┌──

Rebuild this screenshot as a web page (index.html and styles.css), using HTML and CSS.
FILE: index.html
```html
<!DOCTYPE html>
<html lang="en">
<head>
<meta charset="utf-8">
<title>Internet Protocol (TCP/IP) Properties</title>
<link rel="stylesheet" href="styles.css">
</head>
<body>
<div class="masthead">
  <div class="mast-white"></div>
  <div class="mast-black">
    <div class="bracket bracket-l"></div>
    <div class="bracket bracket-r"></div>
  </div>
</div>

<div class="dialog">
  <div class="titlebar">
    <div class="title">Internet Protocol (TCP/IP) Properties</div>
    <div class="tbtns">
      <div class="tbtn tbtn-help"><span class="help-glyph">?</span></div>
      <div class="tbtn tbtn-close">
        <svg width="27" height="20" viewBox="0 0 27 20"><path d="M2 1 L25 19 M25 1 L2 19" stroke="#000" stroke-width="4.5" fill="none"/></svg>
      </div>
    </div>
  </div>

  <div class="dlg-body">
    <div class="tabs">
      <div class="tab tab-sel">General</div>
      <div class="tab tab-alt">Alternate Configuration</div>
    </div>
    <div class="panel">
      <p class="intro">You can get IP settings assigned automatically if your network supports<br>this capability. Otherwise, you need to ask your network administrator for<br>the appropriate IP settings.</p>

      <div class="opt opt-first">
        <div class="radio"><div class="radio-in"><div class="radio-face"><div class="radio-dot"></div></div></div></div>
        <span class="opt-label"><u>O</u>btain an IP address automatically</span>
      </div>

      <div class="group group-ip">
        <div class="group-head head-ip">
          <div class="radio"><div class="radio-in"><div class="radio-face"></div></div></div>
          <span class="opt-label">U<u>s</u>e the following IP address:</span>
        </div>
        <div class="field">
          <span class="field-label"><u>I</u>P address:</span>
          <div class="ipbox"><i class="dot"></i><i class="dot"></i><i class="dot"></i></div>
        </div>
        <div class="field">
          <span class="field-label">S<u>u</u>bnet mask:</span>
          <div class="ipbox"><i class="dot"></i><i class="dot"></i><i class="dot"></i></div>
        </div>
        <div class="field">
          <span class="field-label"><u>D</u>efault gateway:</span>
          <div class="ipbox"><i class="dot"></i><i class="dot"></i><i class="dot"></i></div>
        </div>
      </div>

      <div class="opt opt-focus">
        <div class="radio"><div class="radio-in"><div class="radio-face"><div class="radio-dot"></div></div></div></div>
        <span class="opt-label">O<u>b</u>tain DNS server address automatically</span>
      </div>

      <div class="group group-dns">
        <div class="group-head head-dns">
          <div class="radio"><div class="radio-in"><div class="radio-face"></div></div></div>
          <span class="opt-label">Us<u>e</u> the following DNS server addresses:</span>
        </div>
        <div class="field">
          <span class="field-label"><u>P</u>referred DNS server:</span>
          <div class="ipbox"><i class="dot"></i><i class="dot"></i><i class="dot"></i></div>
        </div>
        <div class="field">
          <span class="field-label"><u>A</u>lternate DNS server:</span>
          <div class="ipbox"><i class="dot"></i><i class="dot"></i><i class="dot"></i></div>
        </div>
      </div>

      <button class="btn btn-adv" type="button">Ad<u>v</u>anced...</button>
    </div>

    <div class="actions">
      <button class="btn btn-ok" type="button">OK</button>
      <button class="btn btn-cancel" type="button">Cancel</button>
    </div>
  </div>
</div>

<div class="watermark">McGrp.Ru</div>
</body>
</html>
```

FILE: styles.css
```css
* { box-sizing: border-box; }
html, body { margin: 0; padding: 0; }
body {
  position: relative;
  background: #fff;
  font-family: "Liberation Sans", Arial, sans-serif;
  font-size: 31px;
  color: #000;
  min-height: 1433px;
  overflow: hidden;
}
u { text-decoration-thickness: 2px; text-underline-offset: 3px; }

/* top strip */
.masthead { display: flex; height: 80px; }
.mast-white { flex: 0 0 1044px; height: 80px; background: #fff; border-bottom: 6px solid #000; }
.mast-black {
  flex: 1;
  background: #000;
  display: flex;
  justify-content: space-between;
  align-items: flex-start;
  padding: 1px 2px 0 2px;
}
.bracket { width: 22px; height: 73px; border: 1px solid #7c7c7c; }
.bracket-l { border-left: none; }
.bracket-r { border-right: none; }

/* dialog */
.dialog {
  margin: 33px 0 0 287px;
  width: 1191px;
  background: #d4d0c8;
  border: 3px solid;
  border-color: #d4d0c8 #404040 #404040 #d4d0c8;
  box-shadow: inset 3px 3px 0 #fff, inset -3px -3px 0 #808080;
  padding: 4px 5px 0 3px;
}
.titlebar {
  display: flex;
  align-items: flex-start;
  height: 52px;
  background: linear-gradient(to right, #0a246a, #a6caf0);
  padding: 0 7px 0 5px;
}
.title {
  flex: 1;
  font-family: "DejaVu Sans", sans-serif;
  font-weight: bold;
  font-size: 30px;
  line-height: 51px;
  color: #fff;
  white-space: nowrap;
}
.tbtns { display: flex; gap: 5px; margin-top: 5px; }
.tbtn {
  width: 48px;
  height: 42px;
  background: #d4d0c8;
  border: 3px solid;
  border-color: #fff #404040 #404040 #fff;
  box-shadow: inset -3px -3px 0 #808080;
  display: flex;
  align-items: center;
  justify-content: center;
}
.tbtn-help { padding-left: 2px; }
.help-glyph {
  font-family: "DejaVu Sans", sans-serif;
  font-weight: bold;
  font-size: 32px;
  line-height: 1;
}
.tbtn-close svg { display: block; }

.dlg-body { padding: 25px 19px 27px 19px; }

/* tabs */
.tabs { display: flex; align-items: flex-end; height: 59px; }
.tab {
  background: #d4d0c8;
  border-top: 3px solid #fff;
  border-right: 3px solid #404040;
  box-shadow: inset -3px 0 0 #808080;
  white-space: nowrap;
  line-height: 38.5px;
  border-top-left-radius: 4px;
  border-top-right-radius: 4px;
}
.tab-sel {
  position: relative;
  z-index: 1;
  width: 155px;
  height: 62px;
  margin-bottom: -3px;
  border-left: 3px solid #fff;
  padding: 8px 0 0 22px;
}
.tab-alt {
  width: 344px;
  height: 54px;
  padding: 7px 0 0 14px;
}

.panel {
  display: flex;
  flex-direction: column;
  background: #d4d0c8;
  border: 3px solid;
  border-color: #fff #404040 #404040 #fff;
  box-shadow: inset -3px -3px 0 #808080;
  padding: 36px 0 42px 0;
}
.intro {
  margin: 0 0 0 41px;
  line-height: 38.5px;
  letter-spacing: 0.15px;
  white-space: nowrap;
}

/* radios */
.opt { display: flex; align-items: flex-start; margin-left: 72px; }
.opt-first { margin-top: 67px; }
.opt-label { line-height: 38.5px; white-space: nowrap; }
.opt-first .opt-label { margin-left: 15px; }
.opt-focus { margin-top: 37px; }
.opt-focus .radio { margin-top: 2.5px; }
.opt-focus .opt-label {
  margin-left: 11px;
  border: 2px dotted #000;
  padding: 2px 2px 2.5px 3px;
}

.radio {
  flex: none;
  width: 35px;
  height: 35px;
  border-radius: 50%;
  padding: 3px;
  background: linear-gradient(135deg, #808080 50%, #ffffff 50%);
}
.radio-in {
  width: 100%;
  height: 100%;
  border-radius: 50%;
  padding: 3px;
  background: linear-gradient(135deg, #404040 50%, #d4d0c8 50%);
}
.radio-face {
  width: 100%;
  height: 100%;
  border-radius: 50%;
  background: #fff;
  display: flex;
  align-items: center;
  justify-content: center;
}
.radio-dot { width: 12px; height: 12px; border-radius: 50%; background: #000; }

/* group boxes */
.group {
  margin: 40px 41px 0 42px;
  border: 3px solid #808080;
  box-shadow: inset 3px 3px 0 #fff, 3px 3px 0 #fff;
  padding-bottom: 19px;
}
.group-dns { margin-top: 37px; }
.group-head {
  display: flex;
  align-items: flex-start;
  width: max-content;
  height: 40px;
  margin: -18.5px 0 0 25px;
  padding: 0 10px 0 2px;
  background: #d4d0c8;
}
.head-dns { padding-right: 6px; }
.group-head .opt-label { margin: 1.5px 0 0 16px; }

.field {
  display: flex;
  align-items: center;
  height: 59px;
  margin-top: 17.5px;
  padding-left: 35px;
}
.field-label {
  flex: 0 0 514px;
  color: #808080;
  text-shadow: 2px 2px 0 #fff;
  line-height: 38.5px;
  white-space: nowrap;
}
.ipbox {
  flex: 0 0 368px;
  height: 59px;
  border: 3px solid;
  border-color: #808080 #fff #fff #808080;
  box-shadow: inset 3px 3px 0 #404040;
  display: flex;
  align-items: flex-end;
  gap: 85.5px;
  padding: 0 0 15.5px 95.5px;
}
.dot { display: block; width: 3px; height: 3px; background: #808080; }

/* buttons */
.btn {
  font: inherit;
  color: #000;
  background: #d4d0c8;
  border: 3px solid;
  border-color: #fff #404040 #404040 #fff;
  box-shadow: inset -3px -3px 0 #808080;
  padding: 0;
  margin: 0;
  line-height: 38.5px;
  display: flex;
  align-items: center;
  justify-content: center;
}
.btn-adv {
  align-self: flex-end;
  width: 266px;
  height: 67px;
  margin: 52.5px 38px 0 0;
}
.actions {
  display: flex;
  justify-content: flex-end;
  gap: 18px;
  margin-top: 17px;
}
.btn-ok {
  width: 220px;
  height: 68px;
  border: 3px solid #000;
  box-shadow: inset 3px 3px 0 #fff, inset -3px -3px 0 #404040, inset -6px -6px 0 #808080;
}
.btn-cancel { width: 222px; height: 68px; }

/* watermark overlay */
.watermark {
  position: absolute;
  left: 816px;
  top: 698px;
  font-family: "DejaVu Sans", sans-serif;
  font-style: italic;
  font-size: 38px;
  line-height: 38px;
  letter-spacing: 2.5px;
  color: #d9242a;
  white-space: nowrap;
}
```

└──
┌──

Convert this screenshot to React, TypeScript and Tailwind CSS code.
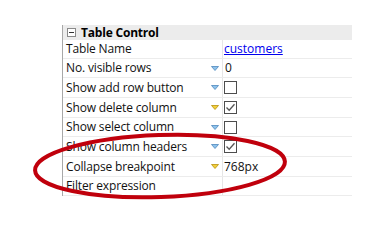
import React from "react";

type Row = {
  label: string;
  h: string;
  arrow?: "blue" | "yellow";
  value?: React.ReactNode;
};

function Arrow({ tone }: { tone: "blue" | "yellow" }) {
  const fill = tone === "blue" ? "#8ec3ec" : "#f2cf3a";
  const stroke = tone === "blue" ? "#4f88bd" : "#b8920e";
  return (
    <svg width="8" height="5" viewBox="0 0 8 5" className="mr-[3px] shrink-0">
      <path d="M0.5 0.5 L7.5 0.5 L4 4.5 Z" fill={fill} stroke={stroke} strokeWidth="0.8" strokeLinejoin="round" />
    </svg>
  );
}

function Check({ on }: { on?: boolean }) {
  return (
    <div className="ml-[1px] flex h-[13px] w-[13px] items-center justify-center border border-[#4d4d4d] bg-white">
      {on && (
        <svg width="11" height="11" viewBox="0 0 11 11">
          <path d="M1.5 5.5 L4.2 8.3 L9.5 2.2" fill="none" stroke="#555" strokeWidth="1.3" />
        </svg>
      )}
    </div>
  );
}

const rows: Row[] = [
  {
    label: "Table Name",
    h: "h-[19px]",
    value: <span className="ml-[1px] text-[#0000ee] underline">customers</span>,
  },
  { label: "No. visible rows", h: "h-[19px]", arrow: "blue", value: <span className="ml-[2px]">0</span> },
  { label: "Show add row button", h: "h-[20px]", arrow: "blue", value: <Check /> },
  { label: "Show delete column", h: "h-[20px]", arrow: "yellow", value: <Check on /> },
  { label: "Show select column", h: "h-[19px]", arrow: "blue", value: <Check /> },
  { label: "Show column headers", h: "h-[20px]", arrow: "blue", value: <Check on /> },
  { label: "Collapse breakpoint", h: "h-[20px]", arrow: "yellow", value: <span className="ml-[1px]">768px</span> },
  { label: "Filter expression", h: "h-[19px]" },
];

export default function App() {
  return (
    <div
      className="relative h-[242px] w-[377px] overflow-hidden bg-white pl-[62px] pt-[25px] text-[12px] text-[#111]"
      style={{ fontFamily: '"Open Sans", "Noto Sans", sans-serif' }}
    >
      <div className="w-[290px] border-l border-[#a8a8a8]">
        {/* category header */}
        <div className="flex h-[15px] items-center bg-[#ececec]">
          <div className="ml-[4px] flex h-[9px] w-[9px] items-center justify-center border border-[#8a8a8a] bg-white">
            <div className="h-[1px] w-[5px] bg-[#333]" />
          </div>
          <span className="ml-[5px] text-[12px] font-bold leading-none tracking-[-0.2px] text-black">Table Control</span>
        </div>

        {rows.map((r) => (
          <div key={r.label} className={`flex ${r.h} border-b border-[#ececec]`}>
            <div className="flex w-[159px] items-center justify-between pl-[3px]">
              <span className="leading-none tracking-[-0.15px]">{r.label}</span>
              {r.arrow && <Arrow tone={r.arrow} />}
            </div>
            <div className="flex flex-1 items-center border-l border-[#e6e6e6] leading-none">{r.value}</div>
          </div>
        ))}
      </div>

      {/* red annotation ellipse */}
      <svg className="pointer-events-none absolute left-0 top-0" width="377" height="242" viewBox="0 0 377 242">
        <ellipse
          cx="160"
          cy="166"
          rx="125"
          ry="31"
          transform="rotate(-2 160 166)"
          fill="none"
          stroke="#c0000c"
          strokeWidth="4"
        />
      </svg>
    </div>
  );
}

└──
┌──

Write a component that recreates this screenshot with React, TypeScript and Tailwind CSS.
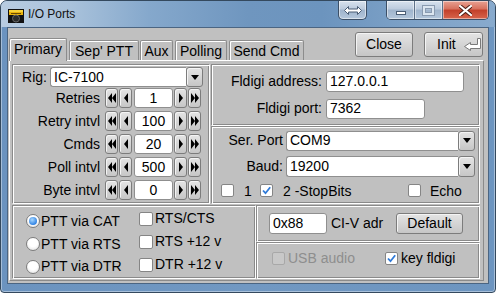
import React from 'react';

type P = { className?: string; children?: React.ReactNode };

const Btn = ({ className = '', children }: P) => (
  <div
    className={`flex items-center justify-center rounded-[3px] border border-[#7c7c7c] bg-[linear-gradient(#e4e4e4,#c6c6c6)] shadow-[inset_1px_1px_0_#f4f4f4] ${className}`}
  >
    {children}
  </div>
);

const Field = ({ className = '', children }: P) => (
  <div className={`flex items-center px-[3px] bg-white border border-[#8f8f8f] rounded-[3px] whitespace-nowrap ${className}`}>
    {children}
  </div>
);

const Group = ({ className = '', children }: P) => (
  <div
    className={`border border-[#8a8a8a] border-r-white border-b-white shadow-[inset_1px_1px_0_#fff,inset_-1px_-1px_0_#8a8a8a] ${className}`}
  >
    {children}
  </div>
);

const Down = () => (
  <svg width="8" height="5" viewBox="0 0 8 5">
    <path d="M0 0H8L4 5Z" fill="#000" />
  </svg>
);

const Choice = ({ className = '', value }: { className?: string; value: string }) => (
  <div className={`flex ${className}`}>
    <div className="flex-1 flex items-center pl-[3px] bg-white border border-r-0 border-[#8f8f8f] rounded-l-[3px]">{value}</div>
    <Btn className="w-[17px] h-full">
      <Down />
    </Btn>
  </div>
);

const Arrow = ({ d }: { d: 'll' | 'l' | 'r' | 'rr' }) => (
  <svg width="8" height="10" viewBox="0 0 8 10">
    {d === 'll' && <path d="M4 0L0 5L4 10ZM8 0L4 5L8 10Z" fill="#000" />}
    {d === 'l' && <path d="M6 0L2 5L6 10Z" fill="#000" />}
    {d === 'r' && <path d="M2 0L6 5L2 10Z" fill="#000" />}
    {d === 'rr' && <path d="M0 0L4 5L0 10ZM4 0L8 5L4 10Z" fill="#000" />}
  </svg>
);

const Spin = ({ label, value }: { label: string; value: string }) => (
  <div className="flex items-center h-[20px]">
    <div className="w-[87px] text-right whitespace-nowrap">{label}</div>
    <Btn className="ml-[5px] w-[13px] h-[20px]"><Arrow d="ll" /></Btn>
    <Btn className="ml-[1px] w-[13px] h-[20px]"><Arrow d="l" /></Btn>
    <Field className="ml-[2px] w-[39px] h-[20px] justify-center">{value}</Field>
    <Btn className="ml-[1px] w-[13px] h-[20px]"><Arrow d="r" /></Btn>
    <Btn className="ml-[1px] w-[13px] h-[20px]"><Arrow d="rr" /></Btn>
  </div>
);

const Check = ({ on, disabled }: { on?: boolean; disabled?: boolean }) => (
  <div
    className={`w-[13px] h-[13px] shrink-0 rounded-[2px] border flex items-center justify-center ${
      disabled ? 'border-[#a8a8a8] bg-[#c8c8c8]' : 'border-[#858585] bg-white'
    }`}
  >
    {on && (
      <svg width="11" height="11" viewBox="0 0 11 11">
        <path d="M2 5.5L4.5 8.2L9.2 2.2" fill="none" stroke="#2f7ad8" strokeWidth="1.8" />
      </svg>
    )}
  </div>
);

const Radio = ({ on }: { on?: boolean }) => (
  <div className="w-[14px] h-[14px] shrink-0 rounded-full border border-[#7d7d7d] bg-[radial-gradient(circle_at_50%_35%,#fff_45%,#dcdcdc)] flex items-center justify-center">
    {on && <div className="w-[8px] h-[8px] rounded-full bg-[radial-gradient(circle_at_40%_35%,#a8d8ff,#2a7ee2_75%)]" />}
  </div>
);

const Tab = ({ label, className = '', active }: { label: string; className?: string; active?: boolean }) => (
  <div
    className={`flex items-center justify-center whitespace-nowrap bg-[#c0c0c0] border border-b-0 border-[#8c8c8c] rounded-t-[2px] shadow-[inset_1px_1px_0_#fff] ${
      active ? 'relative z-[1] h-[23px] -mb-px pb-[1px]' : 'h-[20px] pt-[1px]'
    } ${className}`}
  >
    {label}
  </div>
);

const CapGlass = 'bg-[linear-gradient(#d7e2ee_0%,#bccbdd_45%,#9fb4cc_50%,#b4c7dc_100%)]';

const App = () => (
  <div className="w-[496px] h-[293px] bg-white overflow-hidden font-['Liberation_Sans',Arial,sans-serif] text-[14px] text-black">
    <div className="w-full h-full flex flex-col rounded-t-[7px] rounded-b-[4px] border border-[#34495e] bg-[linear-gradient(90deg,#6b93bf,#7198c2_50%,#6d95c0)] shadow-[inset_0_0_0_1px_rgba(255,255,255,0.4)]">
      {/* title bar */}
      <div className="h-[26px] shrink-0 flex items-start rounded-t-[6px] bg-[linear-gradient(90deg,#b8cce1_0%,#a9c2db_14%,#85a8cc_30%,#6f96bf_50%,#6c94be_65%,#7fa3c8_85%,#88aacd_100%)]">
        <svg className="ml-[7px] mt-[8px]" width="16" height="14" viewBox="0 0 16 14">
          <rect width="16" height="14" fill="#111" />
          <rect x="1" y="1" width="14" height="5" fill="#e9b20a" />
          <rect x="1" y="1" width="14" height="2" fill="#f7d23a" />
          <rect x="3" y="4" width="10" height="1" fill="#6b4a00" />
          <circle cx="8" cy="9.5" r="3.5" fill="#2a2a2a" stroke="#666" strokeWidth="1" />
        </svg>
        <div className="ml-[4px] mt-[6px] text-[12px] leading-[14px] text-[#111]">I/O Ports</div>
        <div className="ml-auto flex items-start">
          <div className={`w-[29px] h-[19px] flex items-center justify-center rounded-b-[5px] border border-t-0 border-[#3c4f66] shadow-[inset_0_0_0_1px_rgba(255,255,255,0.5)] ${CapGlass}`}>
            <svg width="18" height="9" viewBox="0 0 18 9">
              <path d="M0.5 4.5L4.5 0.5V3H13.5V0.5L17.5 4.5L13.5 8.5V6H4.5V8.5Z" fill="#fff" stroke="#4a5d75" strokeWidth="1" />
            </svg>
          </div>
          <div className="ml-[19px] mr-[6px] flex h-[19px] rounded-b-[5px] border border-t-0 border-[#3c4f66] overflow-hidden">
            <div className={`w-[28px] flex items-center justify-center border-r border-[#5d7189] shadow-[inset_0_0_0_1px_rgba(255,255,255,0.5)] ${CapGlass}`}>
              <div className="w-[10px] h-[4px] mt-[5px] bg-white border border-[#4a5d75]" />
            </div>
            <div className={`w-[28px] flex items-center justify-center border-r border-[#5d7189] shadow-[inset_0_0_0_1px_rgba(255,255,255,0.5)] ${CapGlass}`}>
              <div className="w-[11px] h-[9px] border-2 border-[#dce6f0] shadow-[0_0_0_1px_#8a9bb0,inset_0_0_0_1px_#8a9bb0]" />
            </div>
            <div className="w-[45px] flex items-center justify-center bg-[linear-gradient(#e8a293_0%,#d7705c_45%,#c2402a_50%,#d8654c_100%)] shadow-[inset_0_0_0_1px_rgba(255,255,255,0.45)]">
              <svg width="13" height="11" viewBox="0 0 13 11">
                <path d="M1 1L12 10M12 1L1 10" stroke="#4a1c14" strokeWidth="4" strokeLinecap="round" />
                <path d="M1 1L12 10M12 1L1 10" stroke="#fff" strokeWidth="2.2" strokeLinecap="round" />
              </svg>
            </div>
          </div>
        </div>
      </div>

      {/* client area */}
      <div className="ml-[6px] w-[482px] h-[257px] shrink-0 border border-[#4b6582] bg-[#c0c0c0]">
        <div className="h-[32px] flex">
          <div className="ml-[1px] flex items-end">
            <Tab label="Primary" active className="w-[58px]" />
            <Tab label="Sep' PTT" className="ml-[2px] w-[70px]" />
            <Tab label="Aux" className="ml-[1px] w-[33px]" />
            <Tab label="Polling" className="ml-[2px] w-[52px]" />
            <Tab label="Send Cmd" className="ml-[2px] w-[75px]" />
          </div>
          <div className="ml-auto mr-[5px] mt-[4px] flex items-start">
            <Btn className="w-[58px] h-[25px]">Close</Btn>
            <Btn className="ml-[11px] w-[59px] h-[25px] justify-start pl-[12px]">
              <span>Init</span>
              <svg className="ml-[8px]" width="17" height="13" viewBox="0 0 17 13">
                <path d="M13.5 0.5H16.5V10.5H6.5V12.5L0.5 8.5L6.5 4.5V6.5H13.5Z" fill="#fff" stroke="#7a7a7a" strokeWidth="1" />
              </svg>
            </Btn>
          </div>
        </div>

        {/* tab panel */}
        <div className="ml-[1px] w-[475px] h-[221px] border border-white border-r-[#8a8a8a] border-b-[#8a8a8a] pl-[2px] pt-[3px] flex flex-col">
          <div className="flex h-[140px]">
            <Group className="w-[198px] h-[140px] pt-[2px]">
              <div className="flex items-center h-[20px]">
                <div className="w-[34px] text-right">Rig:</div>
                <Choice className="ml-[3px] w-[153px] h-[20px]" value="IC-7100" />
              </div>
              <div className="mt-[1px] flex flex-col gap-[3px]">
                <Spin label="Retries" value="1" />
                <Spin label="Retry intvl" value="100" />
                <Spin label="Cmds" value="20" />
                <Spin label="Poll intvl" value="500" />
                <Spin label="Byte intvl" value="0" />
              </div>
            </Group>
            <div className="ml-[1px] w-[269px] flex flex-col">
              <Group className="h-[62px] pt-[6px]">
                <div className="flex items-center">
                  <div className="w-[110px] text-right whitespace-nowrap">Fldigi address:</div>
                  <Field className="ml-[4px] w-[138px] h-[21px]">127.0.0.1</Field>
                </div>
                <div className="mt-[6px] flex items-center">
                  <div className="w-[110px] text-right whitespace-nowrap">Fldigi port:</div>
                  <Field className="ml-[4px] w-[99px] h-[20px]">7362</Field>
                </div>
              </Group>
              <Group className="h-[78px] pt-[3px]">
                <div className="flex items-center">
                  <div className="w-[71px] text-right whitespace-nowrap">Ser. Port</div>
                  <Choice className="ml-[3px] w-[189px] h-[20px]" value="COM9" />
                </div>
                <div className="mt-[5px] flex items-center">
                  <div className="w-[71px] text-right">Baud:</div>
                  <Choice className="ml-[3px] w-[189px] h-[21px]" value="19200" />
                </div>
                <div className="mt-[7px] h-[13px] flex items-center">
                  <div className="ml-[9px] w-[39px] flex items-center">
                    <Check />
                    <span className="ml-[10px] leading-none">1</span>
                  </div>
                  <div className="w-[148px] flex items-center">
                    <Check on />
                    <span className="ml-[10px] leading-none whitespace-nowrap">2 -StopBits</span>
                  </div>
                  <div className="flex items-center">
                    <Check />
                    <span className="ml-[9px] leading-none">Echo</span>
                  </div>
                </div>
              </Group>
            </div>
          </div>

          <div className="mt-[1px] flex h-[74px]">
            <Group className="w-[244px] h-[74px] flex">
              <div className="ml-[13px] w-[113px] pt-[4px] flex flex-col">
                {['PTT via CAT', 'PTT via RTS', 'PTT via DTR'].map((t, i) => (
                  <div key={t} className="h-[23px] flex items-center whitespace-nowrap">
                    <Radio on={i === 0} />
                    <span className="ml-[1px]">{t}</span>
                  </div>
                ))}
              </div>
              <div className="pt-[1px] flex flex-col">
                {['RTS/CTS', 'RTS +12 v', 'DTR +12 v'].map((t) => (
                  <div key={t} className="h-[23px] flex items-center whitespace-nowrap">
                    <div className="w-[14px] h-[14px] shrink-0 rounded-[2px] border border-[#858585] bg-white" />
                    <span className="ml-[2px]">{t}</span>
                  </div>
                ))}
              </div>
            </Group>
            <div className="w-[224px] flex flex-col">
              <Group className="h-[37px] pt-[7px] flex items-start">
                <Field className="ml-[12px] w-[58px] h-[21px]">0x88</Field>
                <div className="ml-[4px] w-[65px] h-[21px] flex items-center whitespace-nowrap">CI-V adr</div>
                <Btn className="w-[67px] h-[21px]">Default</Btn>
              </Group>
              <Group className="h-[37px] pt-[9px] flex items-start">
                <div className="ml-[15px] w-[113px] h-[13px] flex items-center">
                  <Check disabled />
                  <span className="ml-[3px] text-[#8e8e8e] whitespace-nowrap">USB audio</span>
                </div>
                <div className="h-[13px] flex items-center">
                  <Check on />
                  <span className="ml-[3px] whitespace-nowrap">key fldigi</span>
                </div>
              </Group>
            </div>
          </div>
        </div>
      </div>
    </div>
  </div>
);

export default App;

└──

What is being asked » Return every line above that contains the word "Tailwind".

Written solution »
Convert this screenshot to React, TypeScript and Tailwind CSS code.
Write a component that recreates this screenshot with React, TypeScript and Tailwind CSS.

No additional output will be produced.